Und deshalb stellt sich für den Bundestrainer die Frage: Wer soll es denn dann machen? Die beiden Abgänge von Kroos und İlkay Gündoğan hinterlassen große Lücken, in der Offensive und vor der Abwehr. Darauf angesprochen sagte der Bundestrainer der FAZ, dass Kimmich jemand sei, der über ähnliche Qualitäten verfügt. Nur: Kimmich ist als Rechtsverteidiger oft weit entfernt von den Musialas, Wirtzens und Co., die alle vorne wirbeln. Erste Antworten gibt es, wenn Nagelsmann um 11 Uhr den Kader verkündet.

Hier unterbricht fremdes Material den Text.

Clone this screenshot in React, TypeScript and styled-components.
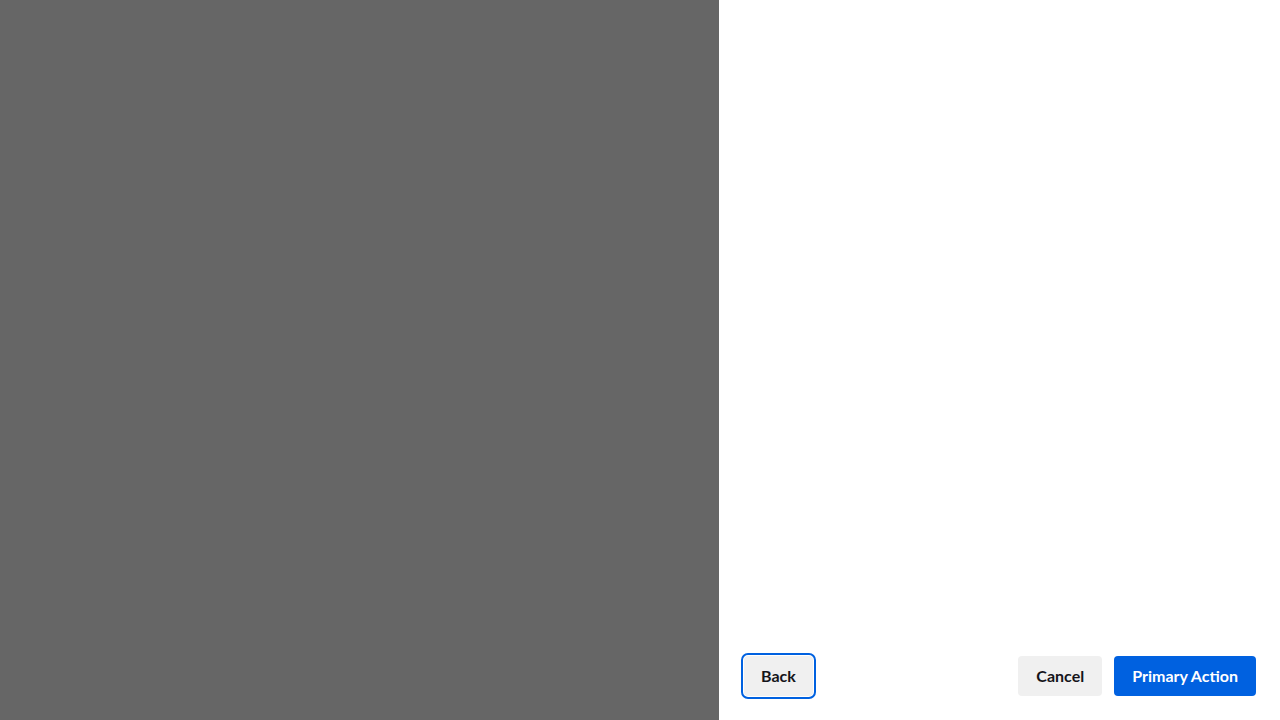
import styled, { createGlobalStyle } from "styled-components"

const GlobalStyle = createGlobalStyle`
    html, body {
        margin: 0;
        padding: 0;
        height: 100%;
    }
    body {
        font-family: Lato, "Noto Sans", "Liberation Sans", sans-serif;
        overflow: hidden;
    }
    #root {
        height: 100%;
    }
`

const Screen = styled.div`
    display: flex;
    width: 100vw;
    height: 100vh;
`

const Backdrop = styled.div`
    flex: 1;
    background-color: #666666;
`

const Panel = styled.aside`
    width: 561px;
    background-color: #ffffff;
    display: flex;
    flex-direction: column;
    justify-content: flex-end;
    padding: 0 24px 24px 25px;
    box-sizing: border-box;
`

const Footer = styled.div`
    display: flex;
    align-items: center;
    justify-content: space-between;
`

const Group = styled.div`
    display: flex;
    gap: 12px;
`

const Button = styled.button<{primary?: boolean, focused?: boolean}>`
    height: 40px;
    padding: 0 ${props => props.focused ? '17px' : '18px'} 1px;
    border: none;
    border-radius: 4px;
    font-family: inherit;
    font-size: 16px;
    font-weight: 700;
    line-height: 1;
    cursor: pointer;
    background-color: ${props => props.primary ? '#0061e0' : '#f0f0f0'};
    color: ${props => props.primary ? '#ffffff' : '#15141a'};
    outline: ${props => props.focused ? '2px solid #0061e0' : 'none'};
    outline-offset: 1px;
`

const App: React.FC = () => {
    return <>
        <GlobalStyle/>
        <Screen>
            <Backdrop/>
            <Panel>
                <Footer>
                    <Button focused>Back</Button>
                    <Group>
                        <Button>Cancel</Button>
                        <Button primary>Primary Action</Button>
                    </Group>
                </Footer>
            </Panel>
        </Screen>
    </>
}

export default App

Bis dahin kursieren allerhand Namen für die berühmte Doppelsechs. Angelo Stiller wäre ein Kandidat, eben gemeinsam mit „Pavlo“, von der „Altersstruktur eigentlich perfekt für die WM“, sagte Nagelsmann. Auch die unterschiedlichen Spielweisen passen zueinander. Pascal Groß spielt mit Borussia Dortmund nicht seine beste Saison, bei der WM ist der 33-Jährige auch möglicherweise etwas zu alt. Robert Andrich hängt ein wenig im Formtief und müsste sich neu aufdrängen. Felix Nmecha wird wohl wieder zur Nationalelf zurückkehren, ist aber weit entfernt davon, Fixpunkt zu werden. Für den 19-jährigen Tom Bischof, der im Sommer zum FC Bayern wechselt, wird das Turnier möglicherweise zu früh kommen.

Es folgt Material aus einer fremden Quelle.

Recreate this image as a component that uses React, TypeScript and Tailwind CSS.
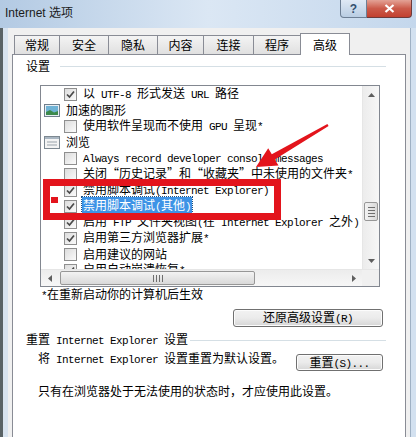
import React from "react";

// splits a string into half-width (ascii) and full-width runs, like SimSun draws it
function T({ text }: { text: string }) {
    const parts: React.ReactNode[] = [];
    let buf = "";
    let ascii = false;
    const flush = (key: number) => {
        if (!buf) return;
        parts.push(
            ascii ? (
                <span key={key} className="font-['Liberation_Mono'] text-[11px] tracking-[-0.6px]">
                    {buf}
                </span>
            ) : (
                <span key={key}>{buf}</span>
            )
        );
        buf = "";
    };
    let k = 0;
    for (const ch of text) {
        if (ch === "\u201C" || ch === "\u201D") {
            flush(k++);
            parts.push(
                <span key={k++} className={`inline-block w-[12px] ${ch === "\u201C" ? "text-right" : "text-left"}`}>
                    {ch}
                </span>
            );
            continue;
        }
        const a = ch.charCodeAt(0) < 128;
        if (a !== ascii) {
            flush(k++);
            ascii = a;
        }
        buf += ch;
    }
    flush(k++);
    return <>{parts}</>;
}

function CheckBox({ checked }: { checked: boolean }) {
    return (
        <span className="w-[13px] h-[13px] border border-[#8f8f8f] bg-gradient-to-br from-[#dcdcdc] to-[#fbfbfb] flex items-center justify-center shrink-0">
            {checked && (
                <svg width="11" height="11" viewBox="0 0 11 11">
                    <path d="M2 5.5 L4.5 8 L9 2.5" fill="none" stroke="#4a4a4a" strokeWidth="1.7" />
                </svg>
            )}
        </span>
    );
}

function PictureIcon() {
    return (
        <svg width="16" height="13" viewBox="0 0 16 13">
            <rect x="0.5" y="0.5" width="15" height="12" fill="#e8eef4" stroke="#6f7f8c" />
            <rect x="2" y="2" width="12" height="9" fill="#6fb3d6" />
            <path d="M2 11 L2 8 L6 6 L10 8.5 L14 7 L14 11 Z" fill="#3c8a4c" />
        </svg>
    );
}

function WindowIcon() {
    return (
        <svg width="16" height="13" viewBox="0 0 16 13">
            <rect x="0.5" y="0.5" width="15" height="12" fill="#f4f4f4" stroke="#7d8891" />
            <rect x="1" y="1" width="14" height="2" fill="#a9b6c2" />
            <line x1="3" y1="6" x2="13" y2="6" stroke="#9aa3ab" />
            <line x1="3" y1="9" x2="13" y2="9" stroke="#9aa3ab" />
        </svg>
    );
}

type Row =
    | { kind: "group"; icon: "pic" | "win"; text: string }
    | { kind: "check"; checked: boolean; text: string; selected?: boolean };

const rows: Row[] = [
    { kind: "check", checked: true, text: "以 UTF-8 形式发送 URL 路径" },
    { kind: "group", icon: "pic", text: "加速的图形" },
    { kind: "check", checked: false, text: "使用软件呈现而不使用 GPU 呈现*" },
    { kind: "group", icon: "win", text: "浏览" },
    { kind: "check", checked: false, text: "Always record developer console messages" },
    { kind: "check", checked: false, text: "关闭\u201C历史记录\u201D和\u201C收藏夹\u201D中未使用的文件夹*" },
    { kind: "check", checked: true, text: "禁用脚本调试(Internet Explorer)" },
    { kind: "check", checked: true, text: "禁用脚本调试(其他)", selected: true },
    { kind: "check", checked: true, text: "启用 FTP 文件夹视图(在 Internet Explorer 之外)" },
    { kind: "check", checked: true, text: "启用第三方浏览器扩展*" },
    { kind: "check", checked: false, text: "启用建议的网站" },
    { kind: "check", checked: true, text: "启用自动崩溃恢复*" },
];

const tabs = [
    { label: "常规", w: 45 },
    { label: "安全", w: 49 },
    { label: "隐私", w: 49 },
    { label: "内容", w: 46 },
    { label: "连接", w: 50 },
    { label: "程序", w: 47 },
    { label: "高级", w: 50, active: true },
];

function Arrow({ dir }: { dir: "up" | "down" | "left" | "right" }) {
    const d = {
        up: "M0 4 L3.5 0 L7 4 Z",
        down: "M0 0 L3.5 4 L7 0 Z",
        left: "M4 0 L0 3.5 L4 7 Z",
        right: "M0 0 L4 3.5 L0 7 Z",
    }[dir];
    const vertical = dir === "up" || dir === "down";
    return (
        <svg width={vertical ? 7 : 4} height={vertical ? 4 : 7} viewBox={vertical ? "0 0 7 4" : "0 0 4 7"}>
            <path d={d} fill="#5e5e5e" />
        </svg>
    );
}

function ListBox() {
    return (
        <div className="ml-[27px] mt-[11px] w-[340px] h-[202px] border border-[#828790] bg-white flex flex-col">
            <div className="flex flex-1 min-h-0">
                <div className="flex-1 overflow-hidden">
                    {rows.map((r, i) =>
                        r.kind === "group" ? (
                            <div key={i} className="h-[16px] flex items-center pl-[3px] gap-[6px] leading-[16px]">
                                {r.icon === "pic" ? <PictureIcon /> : <WindowIcon />}
                                <span className="whitespace-nowrap">
                                    <T text={r.text} />
                                </span>
                            </div>
                        ) : (
                            <div key={i} className="h-[16px] flex items-center pl-[23px] gap-[5px] leading-[16px]">
                                <CheckBox checked={r.checked} />
                                <span
                                    className={`whitespace-nowrap px-[1px] ${
                                        r.selected ? "bg-[#3d93e6] text-white outline outline-1 outline-dotted outline-[#1d4f80]" : ""
                                    }`}
                                >
                                    <T text={r.text} />
                                </span>
                            </div>
                        )
                    )}
                </div>
                <div className="w-[17px] bg-gradient-to-r from-[#ececec] to-[#f7f7f7] border-l border-[#e6e6e6] flex flex-col items-center">
                    <div className="h-[17px] flex items-center justify-center">
                        <Arrow dir="up" />
                    </div>
                    <div className="flex-1 relative w-full">
                        <div className="absolute left-[1px] right-[1px] top-[99px] h-[19px] rounded-[2px] border border-[#979797] bg-gradient-to-r from-[#f3f3f3] to-[#d9d9d9] flex flex-col items-center justify-center gap-[2px]">
                            <span className="w-[7px] h-px bg-[#6e6e6e]" />
                            <span className="w-[7px] h-px bg-[#6e6e6e]" />
                            <span className="w-[7px] h-px bg-[#6e6e6e]" />
                            <span className="w-[7px] h-px bg-[#6e6e6e]" />
                        </div>
                    </div>
                    <div className="h-[17px] flex items-center justify-center">
                        <Arrow dir="down" />
                    </div>
                </div>
            </div>
            <div className="h-[17px] flex border-t border-[#e6e6e6] bg-gradient-to-b from-[#ececec] to-[#f7f7f7]">
                <div className="w-[17px] flex items-center justify-center">
                    <Arrow dir="left" />
                </div>
                <div className="flex-1 relative">
                    <div className="absolute top-[1px] bottom-[1px] left-[2px] w-[195px] rounded-[2px] border border-[#979797] bg-gradient-to-b from-[#f3f3f3] to-[#d9d9d9] flex items-center justify-center gap-[2px]">
                        <span className="w-px h-[7px] bg-[#6e6e6e]" />
                        <span className="w-px h-[7px] bg-[#6e6e6e]" />
                        <span className="w-px h-[7px] bg-[#6e6e6e]" />
                        <span className="w-px h-[7px] bg-[#6e6e6e]" />
                    </div>
                </div>
                <div className="w-[17px] flex items-center justify-center">
                    <Arrow dir="right" />
                </div>
                <div className="w-[17px] bg-[#f0f0f0]" />
            </div>
        </div>
    );
}

function Button({ label, className }: { label: string; className: string }) {
    return (
        <div
            className={`rounded-[3px] border border-[#707070] bg-gradient-to-b from-[#f2f2f2] via-[#ebebeb] to-[#d6d6d6] flex items-center justify-center leading-none shadow-[inset_0_0_0_1px_#fcfcfc] ${className}`}
        >
            <span className="whitespace-nowrap">
                <T text={label} />
            </span>
        </div>
    );
}

export default function App() {
    return (
        <div className="relative w-[416px] h-[437px] overflow-hidden flex flex-col bg-gradient-to-r from-[#b3cae3] via-[#dbe7f4] to-[#c4d7ec] text-[12px] text-black font-['Noto_Sans_CJK_SC',sans-serif]">
            {/* title bar */}
            <div className="h-[28px] flex items-start shrink-0">
                <div className="pl-[5px] pt-[5px] text-[12px] leading-[16px] text-[#1b1b1b] font-['Liberation_Sans','Noto_Sans_CJK_SC',sans-serif]">
                    Internet 选项
                </div>
                <div className="ml-auto mr-[4px] flex">
                    <div className="w-[27px] h-[18px] rounded-bl-[4px] border border-t-0 border-[#6d7f95] bg-gradient-to-b from-[#dfe9f5] to-[#b9cde3] flex items-center justify-center text-[12px] leading-none text-[#33506f] font-['Liberation_Sans',sans-serif] font-bold">
                        ?
                    </div>
                    <div className="w-[45px] h-[18px] rounded-br-[4px] border border-t-0 border-l-0 border-[#6d3a3a] bg-gradient-to-b from-[#e3a296] via-[#cb5a4a] to-[#c2402f] flex items-center justify-center">
                        <svg width="11" height="9" viewBox="0 0 11 9">
                            <path d="M1.5 1 L9.5 8 M9.5 1 L1.5 8" stroke="white" strokeWidth="2.2" />
                        </svg>
                    </div>
                </div>
            </div>

            {/* window body */}
            <div className="flex-1 flex min-h-0">
                <div className="w-[3px] bg-[#5a6366]" />
                <div className="w-[5px] bg-[#d8e3ef]" />
                <div className="flex-1 bg-[#f0f0f0] px-[4px] pt-[5px] flex flex-col min-h-0">
                    <div className="flex items-end pl-[2px] shrink-0">
                        {tabs.map((t) => (
                            <div
                                key={t.label}
                                style={{ width: t.w }}
                                className={
                                    t.active
                                        ? "h-[22px] -mb-px relative z-10 bg-white border border-b-0 border-[#898c95] flex items-center justify-center leading-none"
                                        : "h-[19px] bg-gradient-to-b from-[#f4f4f4] to-[#e0e0e0] border border-b-0 border-r-0 border-[#898c95] flex items-center justify-center leading-none"
                                }
                            >
                                {t.label}
                            </div>
                        ))}
                    </div>
                    <div className="flex-1 bg-white border border-b-0 border-[#898c95] flex flex-col">
                        <div className="mt-[3px] pl-[13px] pr-[19px] flex items-center h-[16px]">
                            <span className="leading-[16px]">设置</span>
                            <span className="flex-1 ml-[10px] border-t border-[#d5dfe5]" />
                        </div>
                        <ListBox />
                        <div className="ml-[28px] leading-[14px]">
                            <T text="*在重新启动你的计算机后生效" />
                        </div>
                        <Button label="还原高级设置(R)" className="self-end mr-[22px] mt-[6px] w-[150px] h-[18px]" />
                        <div className="mt-[5px] pl-[13px] pr-[19px] flex items-center h-[16px]">
                            <span className="leading-[16px] whitespace-nowrap">
                                <T text="重置 Internet Explorer 设置" />
                            </span>
                            <span className="flex-1 ml-[2px] border-t border-[#d5dfe5]" />
                        </div>
                        <div className="mt-[2px] pl-[25px] pr-[22px] flex items-start">
                            <span className="leading-[16px] whitespace-nowrap">
                                <T text="将 Internet Explorer 设置重置为默认设置。" />
                            </span>
                            <Button label="重置(S)..." className="ml-auto mt-[4px] w-[87px] h-[17px]" />
                        </div>
                        <div className="mt-[12px] pl-[25px] leading-[16px]">
                            只有在浏览器处于无法使用的状态时，才应使用此设置。
                        </div>
                    </div>
                </div>
                <div className="w-[6px] bg-[#d3e1f0] border-l border-[#9fb1c4]" />
            </div>

            {/* annotation: red frame, marker and arrow */}
            <div className="absolute left-[43px] top-[179px] w-[238px] h-[41px] border-[7px] border-[#e3141c] pointer-events-none" />
            <div className="absolute left-[51px] top-[197px] w-[7px] h-[6px] bg-[#e3141c]" />
            <svg className="absolute left-0 top-0" width="416" height="437" viewBox="0 0 416 437">
                <polygon
                    points="328.6,126 274.8,159.5 278.5,165.5 256,167 268.2,148.3 271.8,154.3 327.4,124"
                    fill="#e3141c"
                />
            </svg>
        </div>
    );
}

Und so engt sich der Kreis der geeigneten Kandidaten ein. Kommt vielleicht sogar Leon Goretzka zurück? Das erscheint doch arg unwahrscheinlich. Bis zur Weltmeisterschaft 2026 ist zwar noch viel Zeit, aber nicht so viel, um alle Varianten durchzuspielen. Schließlich sind die Kalender der DFB-Stars proppenvoll. „Das ist der kürzeste Lehrgang, den wir haben, da können wir gar nicht viel verändern“, sagte Nagelsmann über die Italienspiele. „Wir können in zwei Einheiten den Plan gegen die Italiener trainieren, so 20 Minuten jeweils.“ Alles, was Nagelsmann vorhat, muss funktionieren.